DARPA, by the nature of the agency, takes an experimental approach to solving problems, and in this case Chretien is hoping to be surprised with proposals for ideas that others haven’t thought of before.
“We don’t want to stifle that creativity. We want to encourage it,” Chretien said. “So I can’t predict what will come in.”
An open-ended approach to possibly lifesaving tech
Though he couldn’t be prescriptive about what the resulting technology may look like, Chretien said he “definitely” sees artificial intelligence and machine learning playing a “big part” in the development and application of the envisioned monitors.
“One of the ideas that is getting a lot of interest in the critical care community now is the concept of ‘what is the optimal intracranial pressure for a given patient?’” he explained.
Most existing guidelines provide a particular value for clinicians to try to achieve. But an idea that is growing in interest in the field is that perhaps that value may be different for each patient, depending on their physiology or injury patterns. In Chretien’s view, AI and machine learning could play a key role in exploring whether that is the case and if there should be individual specific treatment targets.

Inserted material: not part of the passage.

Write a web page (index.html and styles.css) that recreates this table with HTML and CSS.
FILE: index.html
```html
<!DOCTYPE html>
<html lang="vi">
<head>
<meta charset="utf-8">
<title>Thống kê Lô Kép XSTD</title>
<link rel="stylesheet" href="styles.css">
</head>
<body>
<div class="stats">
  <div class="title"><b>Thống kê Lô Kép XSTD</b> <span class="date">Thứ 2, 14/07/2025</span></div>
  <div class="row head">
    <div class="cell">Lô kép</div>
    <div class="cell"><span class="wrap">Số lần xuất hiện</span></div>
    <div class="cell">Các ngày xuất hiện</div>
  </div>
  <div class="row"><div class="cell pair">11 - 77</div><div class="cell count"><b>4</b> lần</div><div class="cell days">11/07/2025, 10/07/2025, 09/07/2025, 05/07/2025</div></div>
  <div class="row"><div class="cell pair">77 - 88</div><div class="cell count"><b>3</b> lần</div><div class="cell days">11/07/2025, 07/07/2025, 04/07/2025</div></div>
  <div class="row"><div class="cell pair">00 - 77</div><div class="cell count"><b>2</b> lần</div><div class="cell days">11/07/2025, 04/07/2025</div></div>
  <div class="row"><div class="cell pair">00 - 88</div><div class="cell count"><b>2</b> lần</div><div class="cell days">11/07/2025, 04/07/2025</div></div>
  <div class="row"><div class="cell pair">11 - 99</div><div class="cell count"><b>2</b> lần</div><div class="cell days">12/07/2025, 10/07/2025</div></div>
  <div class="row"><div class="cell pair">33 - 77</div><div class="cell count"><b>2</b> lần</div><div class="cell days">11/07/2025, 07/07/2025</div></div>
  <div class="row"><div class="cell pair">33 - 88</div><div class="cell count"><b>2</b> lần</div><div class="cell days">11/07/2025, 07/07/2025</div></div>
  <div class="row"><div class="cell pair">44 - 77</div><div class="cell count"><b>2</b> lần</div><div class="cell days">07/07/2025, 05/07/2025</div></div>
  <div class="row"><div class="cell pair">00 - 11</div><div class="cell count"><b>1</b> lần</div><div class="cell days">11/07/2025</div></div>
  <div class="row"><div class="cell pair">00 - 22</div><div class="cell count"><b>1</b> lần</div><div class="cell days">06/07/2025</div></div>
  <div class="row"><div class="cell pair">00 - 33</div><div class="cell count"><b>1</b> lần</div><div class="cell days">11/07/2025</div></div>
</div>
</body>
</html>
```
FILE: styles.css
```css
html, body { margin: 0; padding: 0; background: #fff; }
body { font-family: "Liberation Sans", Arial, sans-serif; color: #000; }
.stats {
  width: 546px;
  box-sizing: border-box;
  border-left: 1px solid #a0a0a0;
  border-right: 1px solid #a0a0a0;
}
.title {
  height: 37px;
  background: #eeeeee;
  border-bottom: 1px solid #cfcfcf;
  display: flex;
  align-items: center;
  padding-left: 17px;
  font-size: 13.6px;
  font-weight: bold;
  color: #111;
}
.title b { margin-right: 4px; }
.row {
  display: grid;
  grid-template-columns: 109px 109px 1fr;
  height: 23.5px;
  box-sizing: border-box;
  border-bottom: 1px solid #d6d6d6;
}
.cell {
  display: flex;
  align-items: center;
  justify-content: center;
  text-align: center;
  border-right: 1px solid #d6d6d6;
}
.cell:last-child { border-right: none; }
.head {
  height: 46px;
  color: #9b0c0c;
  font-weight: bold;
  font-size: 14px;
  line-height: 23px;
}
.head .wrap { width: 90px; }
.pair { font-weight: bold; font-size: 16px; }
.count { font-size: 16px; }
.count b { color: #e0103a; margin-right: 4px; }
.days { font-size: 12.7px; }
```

“This technology is not going to tell us what the target is, but it could enable the research that would get us there,” he said.
Regardless of the approach proposers take, down the line, software and sophisticated analytics may also one day be used to filter out the inevitable noise associated with the devices to establish a clean and clear signal.
And another possible use for AI and machine learning in this pursuit has to do with monitoring patients with critical illness, Chretien noted.
“If we have this ability to measure intracranial pressure non-invasively, and we have other continuous measurements to which is common in an intensive care unit, and it’s increasingly possible in les- resourced settings, how do we take all of that information and use it to gain a better understanding of the patient’s current status, and what treatments they need at a given time — and what treatments they may need in the future?” he explained.
The potential devices could also enable “that data to get a much broader patient population than it is now,” according to Chretien. “So, AI definitely has a role there.”
DARPA projects can take as long as four years to unfold, but Chretien added that the agency is focused on swift development of a device in as quick as two years. The project also requires approved clinical study on living humans, and could culminate in the submission for Food and Drug Administration (FDA) clearance of the produced device.
“We want to see how well this device performs in actual patients who have brain injury. So, this is not just a development of a device in a lab and some kind of laboratory model, or even an animal model. This is for human patients, and so I think that’s going to give us early indication of whether we have a successful approach here,” Chretien said.